* Stated task
In the material below, list every line carrying the string "React".

* Rows from a dataset of pages and code
=======

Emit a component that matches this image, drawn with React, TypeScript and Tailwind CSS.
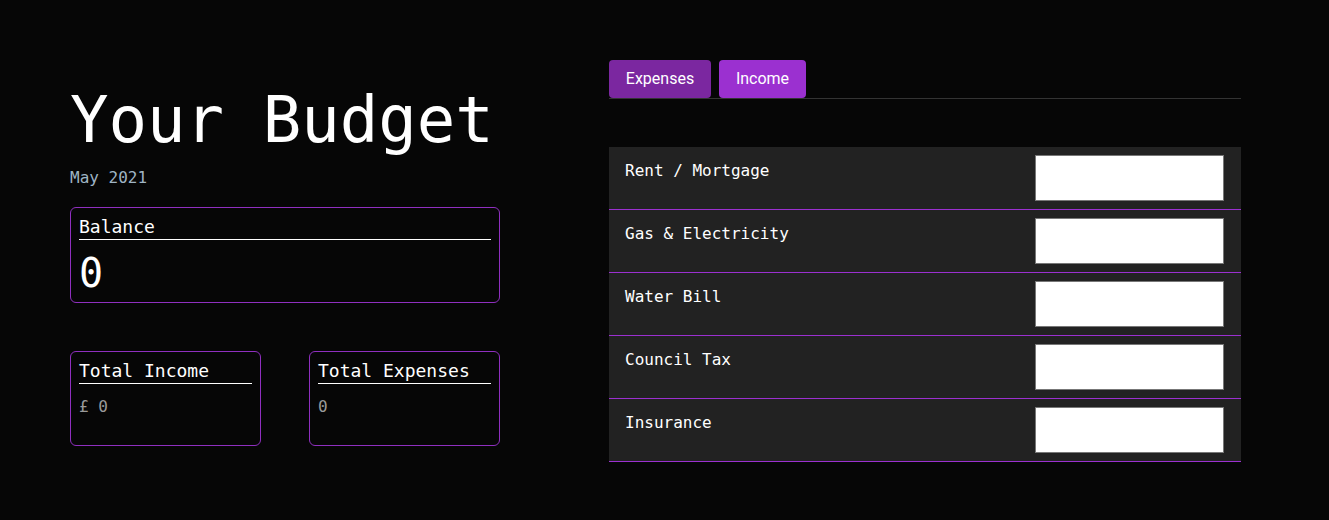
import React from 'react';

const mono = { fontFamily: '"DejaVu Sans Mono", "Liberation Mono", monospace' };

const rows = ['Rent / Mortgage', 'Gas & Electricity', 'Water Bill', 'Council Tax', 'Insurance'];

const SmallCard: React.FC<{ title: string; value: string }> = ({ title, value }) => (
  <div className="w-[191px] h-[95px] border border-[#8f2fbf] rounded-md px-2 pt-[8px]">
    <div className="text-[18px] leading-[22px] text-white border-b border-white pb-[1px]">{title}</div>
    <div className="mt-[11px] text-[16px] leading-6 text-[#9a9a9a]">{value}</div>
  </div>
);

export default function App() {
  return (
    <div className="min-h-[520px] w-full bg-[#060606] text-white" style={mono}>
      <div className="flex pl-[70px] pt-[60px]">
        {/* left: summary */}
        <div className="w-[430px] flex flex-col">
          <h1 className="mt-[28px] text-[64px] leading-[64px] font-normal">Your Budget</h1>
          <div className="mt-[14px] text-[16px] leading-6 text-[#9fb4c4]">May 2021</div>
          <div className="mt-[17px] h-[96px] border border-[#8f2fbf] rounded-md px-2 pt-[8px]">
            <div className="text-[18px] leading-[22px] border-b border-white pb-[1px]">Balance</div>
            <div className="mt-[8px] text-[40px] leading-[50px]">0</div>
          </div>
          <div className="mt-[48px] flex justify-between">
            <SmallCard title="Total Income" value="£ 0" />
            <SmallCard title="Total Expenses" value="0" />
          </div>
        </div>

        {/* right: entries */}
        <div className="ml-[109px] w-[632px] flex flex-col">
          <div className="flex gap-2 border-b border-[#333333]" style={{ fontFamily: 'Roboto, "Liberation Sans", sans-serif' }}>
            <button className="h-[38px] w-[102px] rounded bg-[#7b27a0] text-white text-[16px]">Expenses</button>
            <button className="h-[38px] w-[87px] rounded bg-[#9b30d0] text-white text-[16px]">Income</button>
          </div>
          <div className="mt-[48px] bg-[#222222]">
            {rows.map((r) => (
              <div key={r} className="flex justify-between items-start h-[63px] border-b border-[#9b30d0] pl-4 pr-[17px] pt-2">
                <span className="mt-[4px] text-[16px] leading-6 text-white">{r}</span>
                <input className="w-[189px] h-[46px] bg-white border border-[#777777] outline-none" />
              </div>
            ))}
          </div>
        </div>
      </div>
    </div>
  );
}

=======

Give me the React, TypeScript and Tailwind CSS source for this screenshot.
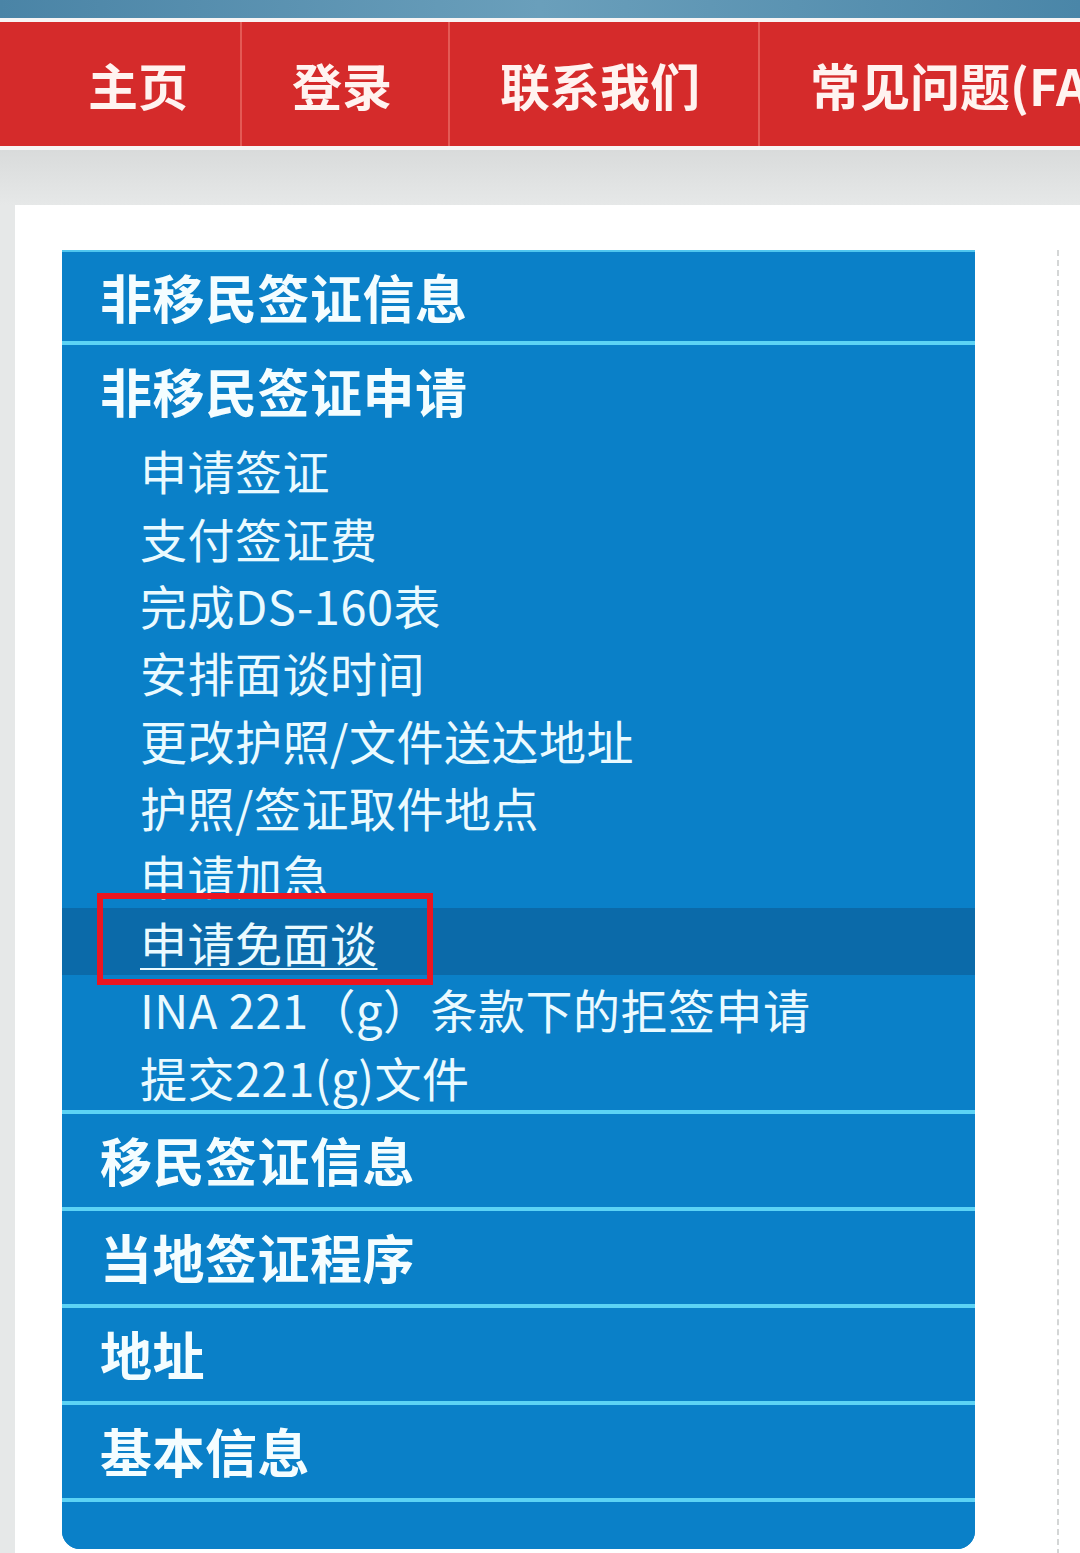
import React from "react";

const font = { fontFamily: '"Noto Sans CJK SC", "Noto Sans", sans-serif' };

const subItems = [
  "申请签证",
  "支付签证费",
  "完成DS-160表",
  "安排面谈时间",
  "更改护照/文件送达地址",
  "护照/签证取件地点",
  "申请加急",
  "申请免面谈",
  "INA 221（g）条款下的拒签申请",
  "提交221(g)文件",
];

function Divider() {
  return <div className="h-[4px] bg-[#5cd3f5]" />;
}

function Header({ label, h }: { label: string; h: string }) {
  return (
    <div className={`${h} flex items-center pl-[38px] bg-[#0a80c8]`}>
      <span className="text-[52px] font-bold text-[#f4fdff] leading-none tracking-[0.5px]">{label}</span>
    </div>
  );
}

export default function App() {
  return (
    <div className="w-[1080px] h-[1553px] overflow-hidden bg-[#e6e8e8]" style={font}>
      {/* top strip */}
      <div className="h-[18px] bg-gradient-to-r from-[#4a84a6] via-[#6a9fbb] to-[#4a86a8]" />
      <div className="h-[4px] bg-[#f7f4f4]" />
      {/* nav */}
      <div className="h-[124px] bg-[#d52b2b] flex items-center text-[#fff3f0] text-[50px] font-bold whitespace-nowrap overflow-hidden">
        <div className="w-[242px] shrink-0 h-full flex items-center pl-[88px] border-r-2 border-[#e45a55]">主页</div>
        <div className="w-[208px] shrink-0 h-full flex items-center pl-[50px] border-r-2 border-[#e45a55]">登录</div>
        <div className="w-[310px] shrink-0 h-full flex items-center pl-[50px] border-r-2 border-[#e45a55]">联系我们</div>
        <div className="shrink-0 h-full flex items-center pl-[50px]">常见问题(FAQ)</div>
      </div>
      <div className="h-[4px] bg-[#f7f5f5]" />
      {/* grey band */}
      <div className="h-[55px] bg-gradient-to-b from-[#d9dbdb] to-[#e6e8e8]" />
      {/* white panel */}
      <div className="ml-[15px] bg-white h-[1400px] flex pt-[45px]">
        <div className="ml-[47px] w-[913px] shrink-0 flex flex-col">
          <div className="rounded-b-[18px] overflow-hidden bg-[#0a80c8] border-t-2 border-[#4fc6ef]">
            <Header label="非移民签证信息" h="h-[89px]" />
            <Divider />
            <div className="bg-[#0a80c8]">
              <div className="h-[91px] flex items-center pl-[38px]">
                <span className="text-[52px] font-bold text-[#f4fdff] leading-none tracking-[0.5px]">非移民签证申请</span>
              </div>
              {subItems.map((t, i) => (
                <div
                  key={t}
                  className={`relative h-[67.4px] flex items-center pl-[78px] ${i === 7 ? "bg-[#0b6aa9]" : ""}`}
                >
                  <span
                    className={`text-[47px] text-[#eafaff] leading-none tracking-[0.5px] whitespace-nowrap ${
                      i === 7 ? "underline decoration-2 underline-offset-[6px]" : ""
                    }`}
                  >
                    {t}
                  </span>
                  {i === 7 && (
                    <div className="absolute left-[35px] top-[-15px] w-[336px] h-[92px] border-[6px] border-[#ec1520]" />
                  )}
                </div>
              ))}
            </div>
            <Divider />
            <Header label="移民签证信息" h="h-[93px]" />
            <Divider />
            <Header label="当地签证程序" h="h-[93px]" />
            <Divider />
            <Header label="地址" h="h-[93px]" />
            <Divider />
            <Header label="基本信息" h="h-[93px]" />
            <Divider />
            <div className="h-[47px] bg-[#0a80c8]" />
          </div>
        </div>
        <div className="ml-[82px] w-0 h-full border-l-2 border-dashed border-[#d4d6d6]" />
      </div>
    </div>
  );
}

=======

* Output below
Emit a component that matches this image, drawn with React, TypeScript and Tailwind CSS.
import React from 'react';
const SmallCard: React.FC<{ title: string; value: string }> = ({ title, value }) => (
Give me the React, TypeScript and Tailwind CSS source for this screenshot.
import React from "react";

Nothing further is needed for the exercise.